The Sieges of Tyre and Gaza
The victory at Issus opened the road for Syria and Phoenicia. In early 332, Alexander sent general Parmenio to occupy the Syrian cities and himself marched down the Phoenician coast where he received the surrender of all major cities except the island city of Tyre which refused to grant him access to sacrifice at the temple of the native Phoenician god Melcart. A very difficult seven-month siege of the city followed. In an enormous effort, the Macedonians begun building a mole that would connect the island-city with the coast. Tons of rocks and wood were poured into the water strip separating the island from the coast but its construction and the attacks from the city walls cost Alexander many of his bravest Macedonians. Although seriously tempted to lift the siege and continue marching on Egypt, Alexander did not abandon the project and continued the siege, surrounding the island with ships and blasting the city walls with catapults. When the walls finally gave in, the Macedonians poured their anger over the city defenders - 7,000 people were killed, 30,000 were sold as slaves. Alexander entered the temple of Melcart, and had his sacrifice.

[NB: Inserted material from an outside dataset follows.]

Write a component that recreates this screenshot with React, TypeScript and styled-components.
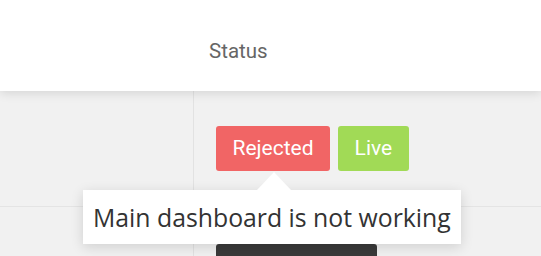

During the seven-month siege of Tyre, Alexander received a letter from Darius offering a truce with a gift of several western provinces of the Persian Empire, but he refused to make peace unless he could have the whole empire. He continued marching south toward Egypt but was again held up by resistance at Gaza. The Macedonians put the city under a siege which lasted two months, after which the scenario of Tyre was repeated. With the fall of Gaza, the whole Eastern Mediterranean coast was now secured and firmly in the hands of the Macedonians.
The mainland Greeks had hoped that the Persian navy and the Greek commander Memnon would land in Greece and help them launch a rebellion against Antipater's Macedonians, transfer the war into Macedonia itself, and cut off Alexander in Asia, but the sealing of the coast prevented this from happening. Memnon fell sick and died while attempting to regain the lost Greek city of Miletus on the Asia Minor coast, and the Persian plan to transfer the war into Europe well apart.